LR055301: Coolant expansion tank bleed screw (brass)
- The thread is a different size, so doesn't fit. :-(
Just had the work completed by an independent as the price was too good to refuse & tackle myself. Also had the s/c belt changed & new NGK Laser Iridium spark plugs fitted plus an engine oil change.
However, I can confirm which parts are not suitable for a V8R 2016MY:
AJ814048: Revised thermostat outlet
- This part number is for the V6, not V8. The correct one is: AJ812887
- On the 2016MY, the outlet is apparently metal, so the Indy didn't replace it. I haven't been able to find one for sale though...
LR055301: Coolant expansion tank bleed screw (brass)
- The thread is a different size, so doesn't fit. :-(
that small brass screw is not for the expansion tank. That’s what I thought too. I confirmed with Euro Amp it’s meant to replace the coolant bleeder screw in the block. I’m not exactly sure where that is. I just didn’t use it. I wonder though if this is meant to go underneath for the drain plug? I stopped trying to figure it out. Once they confirmed it’s not for the expansion tank.

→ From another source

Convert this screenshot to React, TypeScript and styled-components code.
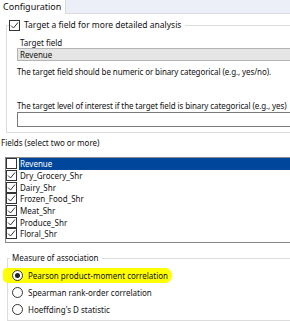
import React from "react";
import styled, { createGlobalStyle } from "styled-components";

const Global = createGlobalStyle`
  html, body { margin: 0; padding: 0; background: #fff; }
  body { font-family: "Noto Sans", "Open Sans", sans-serif; font-size: 8px; color: #111; }
`;

const Page = styled.div`
  width: 290px;
  height: 321px;
  overflow: hidden;
  background: #fff;
`;

const TabStrip = styled.div`
  display: flex;
  height: 13px;
  background: #eceff8;
  border-bottom: 1px solid #dadbdc;
`;

const Tab = styled.div`
  background: #fff;
  padding: 0 4px 0 3px;
  font-size: 9px;
  line-height: 13px;
  height: 14px;
  border-right: 1px solid #dadbdc;
`;

const Body = styled.div`
  width: 330px;
  padding: 5px 0 0 6px;
  display: flex;
  flex-direction: column;
`;

const Group = styled.fieldset<{ $padL: number; $padB: number }>`
  margin: 0;
  border: 1px solid #dcdcdc;
  border-right: none;
  padding: 0 0 ${(p) => p.$padB}px ${(p) => p.$padL}px;
  min-width: 0;
`;

const CheckLegend = styled.legend`
  padding: 0 4px 0 0;
  margin-left: -8px;
  display: flex;
  align-items: center;
  gap: 4px;
  font-size: 8.5px;
  line-height: 12px;
  height: 12px;
`;

const PlainLegend = styled.legend`
  padding: 0 3px 0 2px;
  margin-left: -2px;
  line-height: 12px;
`;

const Box = styled.span`
  width: 11px;
  height: 11px;
  box-sizing: border-box;
  border: 1px solid #333;
  background: #fff;
  display: inline-flex;
  align-items: center;
  justify-content: center;
  flex: none;
`;

const FieldLabel = styled.div`
  margin-top: 6px;
  padding-left: 3px;
  line-height: 11px;
  white-space: nowrap;
`;

const Note = styled.div<{ $mt: number }>`
  margin-top: ${(p) => p.$mt}px;
  line-height: 12px;
  letter-spacing: -0.1px;
  white-space: nowrap;
`;

const Select = styled.div`
  height: 13px;
  box-sizing: border-box;
  line-height: 11px;
  background: #e5e5e5;
  border: 1px solid #b4b4b4;
  padding-left: 2px;
`;

const TextInput = styled.div`
  height: 15px;
  box-sizing: border-box;
  border: 1px solid #7a7a7a;
  background: #fff;
`;

const FieldsCaption = styled.div`
  margin-top: 4px;
  margin-left: -5px;
  line-height: 12px;
  white-space: nowrap;
`;

const List = styled.div`
  margin-top: 8px;
  margin-left: -1px;
  border: 1px solid #828790;
  border-right: none;
  height: 84px;
  display: flex;
  flex-direction: column;
`;

const Row = styled.div`
  display: flex;
  align-items: center;
  height: 11.7px;
  white-space: nowrap;
`;

const RowText = styled.span<{ $sel?: boolean }>`
  flex: 1;
  height: 100%;
  display: flex;
  align-items: center;
  margin-left: 2px;
  padding-left: 1px;
  background: ${(p) => (p.$sel ? "#00479c" : "transparent")};
  color: ${(p) => (p.$sel ? "#fff" : "#111")};
`;

const RadioGroup = styled(Group)`
  margin-top: 9px;
  margin-left: 1px;
`;

const Options = styled.div`
  margin-top: 2.5px;
  display: flex;
  flex-direction: column;
`;

const RadioRow = styled.div`
  display: flex;
  align-items: center;
  gap: 5px;
  height: 17px;
  position: relative;
  white-space: nowrap;
`;

const Highlight = styled.span`
  position: absolute;
  left: -9px;
  top: 1.5px;
  width: 169px;
  height: 15px;
  background: #ffff00;
  border-radius: 4px 7px 7px 5px;
`;

const Radio = styled.span<{ $on?: boolean }>`
  width: 11px;
  height: 11px;
  box-sizing: border-box;
  border-radius: 50%;
  border: 1px solid #333;
  background: #fff;
  position: relative;
  flex: none;
  display: inline-flex;
  align-items: center;
  justify-content: center;
  &::after {
    content: "";
    display: ${(p) => (p.$on ? "block" : "none")};
    width: 5px;
    height: 5px;
    border-radius: 50%;
    background: #222;
  }
`;

const RadioText = styled.span`
  position: relative;
`;

const Check = () => (
  <svg width="9" height="9" viewBox="0 0 9 9">
    <path d="M1 4.5 L3.5 7 L8 1.5" fill="none" stroke="#333" strokeWidth="1" />
  </svg>
);

const fields = [
  "Revenue",
  "Dry_Grocery_Shr",
  "Dairy_Shr",
  "Frozen_Food_Shr",
  "Meat_Shr",
  "Produce_Shr",
  "Floral_Shr",
];

const options = [
  "Pearson product-moment correlation",
  "Spearman rank-order correlation",
  "Hoeffding's D statistic",
];

export default function App() {
  return (
    <Page>
      <Global />
      <TabStrip>
        <Tab>Configuration</Tab>
      </TabStrip>
      <Body>
        <Group $padL={10} $padB={5}>
          <CheckLegend>
            <Box>
              <Check />
            </Box>
            Target a field for more detailed analysis
          </CheckLegend>
          <FieldLabel>Target field</FieldLabel>
          <Select>Revenue</Select>
          <Note $mt={5}>
            The target field should be numeric or binary categorical (e.g., yes/no).
          </Note>
          <Note $mt={22}>
            The target level of interest if the target field is binary categorical (e.g., yes)
          </Note>
          <TextInput />
        </Group>
        <FieldsCaption>Fields (select two or more)</FieldsCaption>
        <List>
          {fields.map((f, i) => (
            <Row key={f}>
              <Box>{i === 0 ? null : <Check />}</Box>
              <RowText $sel={i === 0}>{f}</RowText>
            </Row>
          ))}
        </List>
        <RadioGroup $padL={4} $padB={2}>
          <PlainLegend>Measure of association</PlainLegend>
          <Options>
            {options.map((o, i) => (
              <RadioRow key={o}>
                {i === 0 && <Highlight />}
                <Radio $on={i === 0} />
                <RadioText>{o}</RadioText>
              </RadioRow>
            ))}
          </Options>
        </RadioGroup>
      </Body>
    </Page>
  );
}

that small brass screw is not for the expansion tank. That’s what I thought too. I confirmed with Euro Amp it’s meant to replace the coolant bleeder screw in the block. I’m not exactly sure where that is. I just didn’t use it. I wonder though if this is meant to go underneath for the drain plug? I stopped trying to figure it out. Once they confirmed it’s not for the expansion tank.
Without the benefit of seeing it, is it meant to replace the plastic coolant bleed screw in the pipe on the very top left (U.S. passenger-side) of the engine?
Without the benefit of seeing it, is it meant to replace the plastic coolant bleed screw in the pipe on the very top left (U.S. passenger-side) of the engine?
that sounds like what they were saying. Do you have a picture.